Bill Markham designed the game’s prototype in 1959 as a work for hire under the 1909 Copyright Act, and his successors in interest therefore don’t have the termination rights needed to reassert control over the copyright, the opinion by Judge Kermit V. Lipez said.
The successors said that Markham was an author of the game under the 1976 Copyright Act, but the court refused to apply that act retroactively. Instead, it applied the instance and expense test under the 1909 Act.
Reuben Klamer, whose business partner was Art Linkletter, came up with the concept for the game after talking to the Milton Bradley Co. about an idea to celebrate the company’s centennial, the court said.
Klamer then approached Markham for help creating the actual components, the U.S. Court of Appeals for the First Circuit said. Markham’s employees designed the board, pieces, and rules with input from Klamer and Markham, it said.
The evidence also supported the district court’s conclusion that Klamer funded and assumed the risk of the enterprise until it was sold to Milton Bradley, which was later acquired by Hasbro, the court said.

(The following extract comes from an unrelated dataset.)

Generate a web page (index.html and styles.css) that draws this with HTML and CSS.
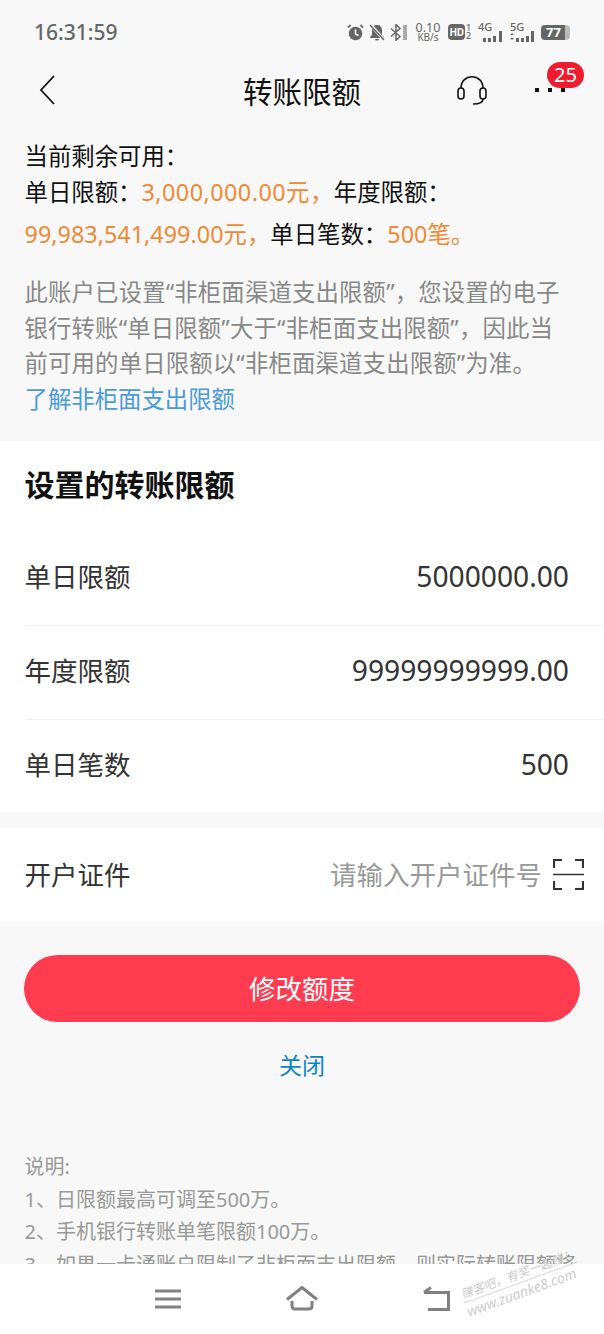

Because Markham designed the game at the instance and expense of Klamer, it was a work for hire, and his successors have no interest in the copyright, the court said Monday.

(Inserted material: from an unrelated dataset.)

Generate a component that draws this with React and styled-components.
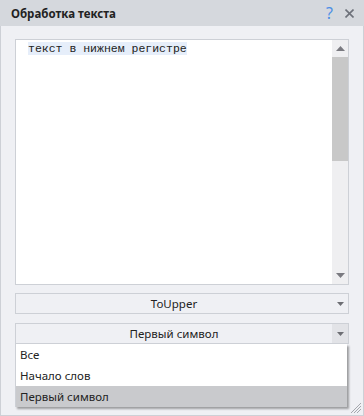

Judges O. Rogeriee Thompson and William J. Kayatta Jr. joined the opinion.
Caldwalader Wickersham & Taft LLP represented Markham’s successors. Holland & Knight LLP represented Hasbro. Lathrop GPM LLP and Glaser Weil Fink Howard Avchen & Shapiro LLP represented Klamer. Hinckley Allen & Snyder LLP and Thompson Coburn LLP represented the Linkletters.
The case is Markham Concepts v. Hasbro, Inc., 2021 BL 220552, 1st Cir., No. 19-1927, 6/14/21.